The amount of activity on Apache Spark is extraordinarily high, with hundreds of JIRA issues being addressed every week, and thousands more in the queue. The Apache project unleashed version Spark version 1.6 two weeks ago, and already some Spark backers are working on Spark 2.0.0.
Don’t expect to see that version of Spark in the Hortonworks Data Platform (HDP) any time soon. Today the Hadoop distributor announced the addition of two Spark 1.5.2 components—Spark Streaming and Spark SQL—with a maintenance release of HDP. It’s the first time Hortonworks has officially supported any Spark components besides “core” Spark and MLlib, its machine learning library.
This was the fourth time that Hortonworks (NASDAQ: HDP) has added new Spark features to HDP during 2015, which reflects both the remarkable demand for Spark functionality among HDP users, as well the relentless pace of development in the open source Apache project.
“The Spark community continues to move extraordinarily fast,” says Tim Hall, the vice president of product management at Hortonworks. “We’re trying to keep pace [and to] test, certify and provide the latest innovation for our customers so they can extract the maximum value of all the capabilities within Spark and run it at scale in the enterprise.”
Hortonworks support for Spark is driving sales of HDP, according to Hall, who says customers are moving their Spark initiatives forward quickly. “There were a lot of customers at the beginning of year that were in tire kicking and exploratory mode [with Spark], and by the end of the year we have many more that are production deployed,” he says.
The addition of Spark Streaming and Spark SQL to HDP undoubtedly will be met with praise from Hortonworks customers looking to get real value from Spark. But the move may also spur some additional questions, such as “What took so long?”
“These are two of the most asked-for capabilities within Spark,” Hall says. “We’ve been holding off in terms of providing the GA support for them until they were ready. And the challenge for us is the [Spark] community is moving super fast. We want to make sure that our customers are going to be successful with them and we’ve been working within the community to make sure that will occur.”

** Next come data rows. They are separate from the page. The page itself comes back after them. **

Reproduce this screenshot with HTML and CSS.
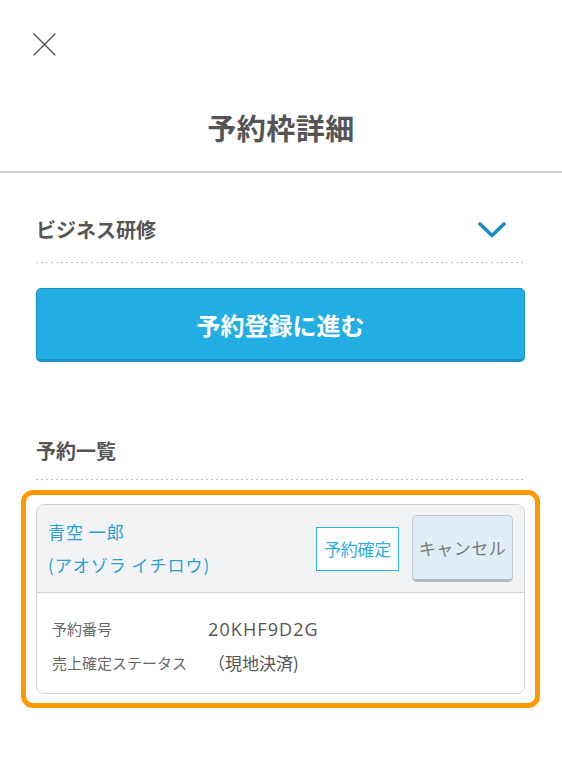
FILE: index.html
```html
<!DOCTYPE html>
<html lang="ja">
<head>
<meta charset="utf-8">
<title>予約枠詳細</title>
<link rel="stylesheet" href="styles.css">
</head>
<body>
<header class="page-header">
  <div class="close">
    <svg width="23" height="23" viewBox="0 0 23 23" aria-hidden="true">
      <path d="M1 1 L22 22 M22 1 L1 22" stroke="#555" stroke-width="1.4" fill="none" stroke-linecap="round"/>
    </svg>
  </div>
  <h1 class="title">予約枠詳細</h1>
</header>

<main class="content">
  <div class="accordion">
    <span class="accordion-label">ビジネス研修</span>
    <svg class="chevron" width="28" height="16" viewBox="0 0 28 16" aria-hidden="true">
      <polyline points="2,2 14,13.5 26,2" stroke="#1a8dc6" stroke-width="3.6" fill="none" stroke-linecap="round" stroke-linejoin="round"/>
    </svg>
  </div>
  <div class="dots"></div>

  <button class="primary">予約登録に進む</button>

  <h2 class="section-title">予約一覧</h2>
  <div class="dots"></div>

  <div class="highlight">
    <div class="card">
      <div class="card-head">
        <div class="names">
          <div>青空 一郎</div>
          <div>(アオゾラ イチロウ)</div>
        </div>
        <div class="status">予約確定</div>
        <div class="cancel">キャンセル</div>
      </div>
      <div class="card-body">
        <div class="label">予約番号</div>
        <div class="value code">20KHF9D2G</div>
        <div class="label">売上確定ステータス</div>
        <div class="value">（現地決済)</div>
      </div>
    </div>
  </div>
</main>
</body>
</html>
```

FILE: styles.css
```css
html, body {
  margin: 0;
  padding: 0;
  background: #ffffff;
}

body {
  font-family: "Noto Sans CJK JP", "Noto Sans", sans-serif;
  color: #555;
}

.page-header {
  padding: 33px 0 29px;
  border-bottom: 2px solid #c9cfcf;
}

.close {
  margin-left: 33px;
  width: 23px;
  height: 23px;
}

.close svg {
  display: block;
}

.title {
  margin: 56px 0 0;
  font-size: 29px;
  line-height: 30px;
  font-weight: 700;
  text-align: center;
  color: #555;
  letter-spacing: 0.5px;
}

.content {
  padding: 0 37px 0 36px;
}

.accordion {
  margin-top: 47px;
  padding-bottom: 22px;
  display: flex;
  align-items: center;
  justify-content: space-between;
}

.accordion-label {
  font-size: 20px;
  line-height: 20px;
  font-weight: 700;
  color: #555;
}

.chevron {
  display: block;
  margin-right: 19px;
}

.dots {
  height: 1px;
  background: repeating-linear-gradient(to right, #bdbdbd 0 2px, transparent 2px 5px);
}

.primary {
  display: block;
  width: 100%;
  height: 74px;
  margin-top: 25px;
  box-sizing: border-box;
  background: #22ade3;
  border: 1px solid #1b93c6;
  border-bottom-width: 3px;
  border-radius: 5px;
  color: #ffffff;
  font-family: "Noto Sans CJK JP", "Noto Sans", sans-serif;
  font-size: 24px;
  font-weight: 700;
  padding: 0;
}

.section-title {
  margin: 79px 0 0;
  padding-bottom: 18px;
  font-size: 20px;
  line-height: 20px;
  font-weight: 700;
  color: #555;
}

.highlight {
  margin: 10px -15px 0;
  border: 5px solid #fd9800;
  border-radius: 12px;
  padding: 9px 10px;
}

.card {
  border: 1px solid #cfd2d4;
  border-radius: 8px;
  overflow: hidden;
}

.card-head {
  display: flex;
  align-items: center;
  gap: 13px;
  background: #f2f3f5;
  height: 87px;
  padding: 0 11px;
  border-bottom: 1px solid #d2d4d6;
}

.names {
  flex: 1;
  color: #2a9fd6;
  font-size: 17px;
  line-height: 33px;
  margin-top: -2px;
  letter-spacing: 1px;
  white-space: nowrap;
}

.status {
  width: 83px;
  height: 44px;
  box-sizing: border-box;
  border: 1px solid #2bb0e6;
  background: #ffffff;
  color: #2bace3;
  font-size: 17px;
  display: flex;
  align-items: center;
  justify-content: center;
  letter-spacing: -0.3px;
}

.cancel {
  width: 101px;
  height: 67px;
  box-sizing: border-box;
  background: #e0edf7;
  border: 1px solid #c2c9ce;
  border-bottom: 3px solid #b3bbc1;
  border-radius: 5px;
  color: #777;
  font-size: 17px;
  display: flex;
  align-items: center;
  justify-content: center;
  letter-spacing: 0.5px;
}

.card-body {
  display: grid;
  grid-template-columns: 156px 1fr;
  padding: 19px 15px 13px;
  background: #ffffff;
}

.label {
  font-size: 15px;
  line-height: 34px;
  color: #666;
}

.value {
  font-size: 17px;
  line-height: 34px;
  color: #555;
}

.code {
  font-family: "Open Sans", "Noto Sans", sans-serif;
  font-size: 18px;
  font-weight: 400;
  letter-spacing: 1.1px;
}
```
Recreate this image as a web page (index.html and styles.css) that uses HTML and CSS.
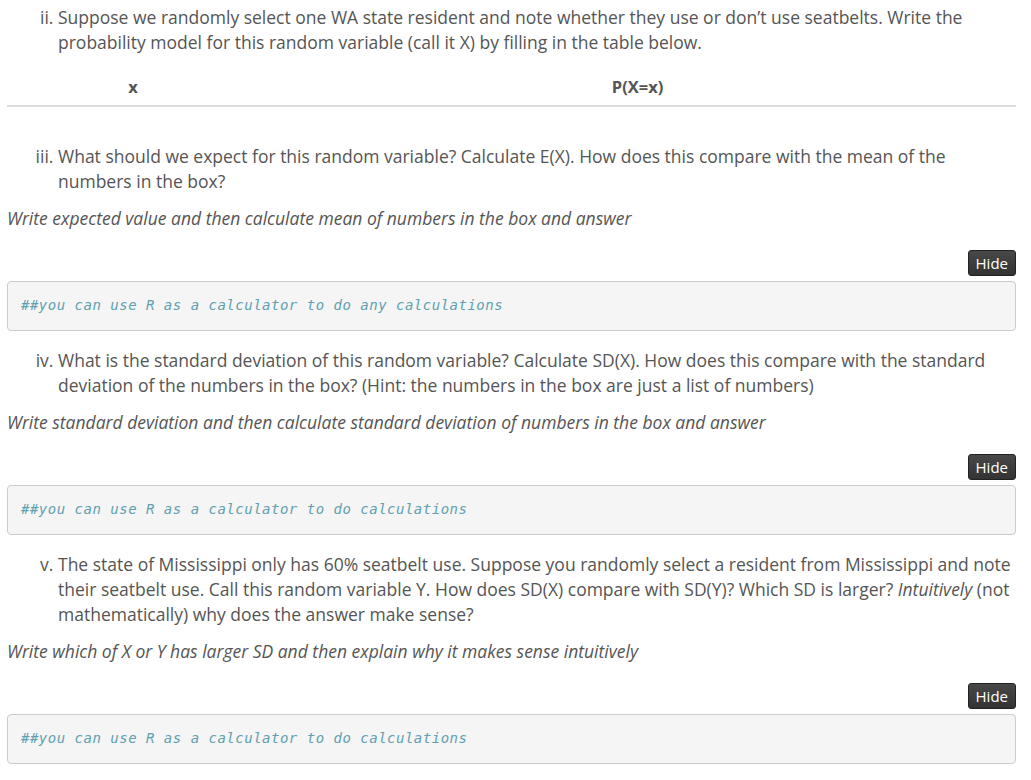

Hortonworks is in a tough spot. They’re obliged to give customers the Spark features they crave, but the company must also protect its customers from the potentially harmful effects of using technology that isn’t ready for prime-time. You can put two other Spark sub-projects—the GraphX graph database and Spark R—in that “use at your own risk” category.
Hall takes a philosophical view of the situation. “Hortonworks is the Spark Sherpa,” he tells Datanami. “They’re looking to us to be Sherpas on their Spark journey and provide them with the appropriate guidance on readiness.”
While Spark is a great project, there’s a lot of “code churn” going on, and Hortonworks will do its best to pick only the Spark parts that are fully baked, Hall says. “[We tell customers] of course you can try to use Spark R or Graphx or these other things today,” he says. “But we’ve done some testing and we know there are sharp edges, and we want to give you the heads up on that before you get into trouble.”
The Santa Clara, California company also announced that it’s supporting the ORC [optimized row colum] file format with Spark SQL on HDP. Spark SQL was originally developed with an affinity for the Parquet file format, and so supporting ORC will make enable better compatibility with Apache Hive. It also unveiled the Hortonworks Community Connection, a new portal designed to help HDP customers collaborate and ask questions of one another.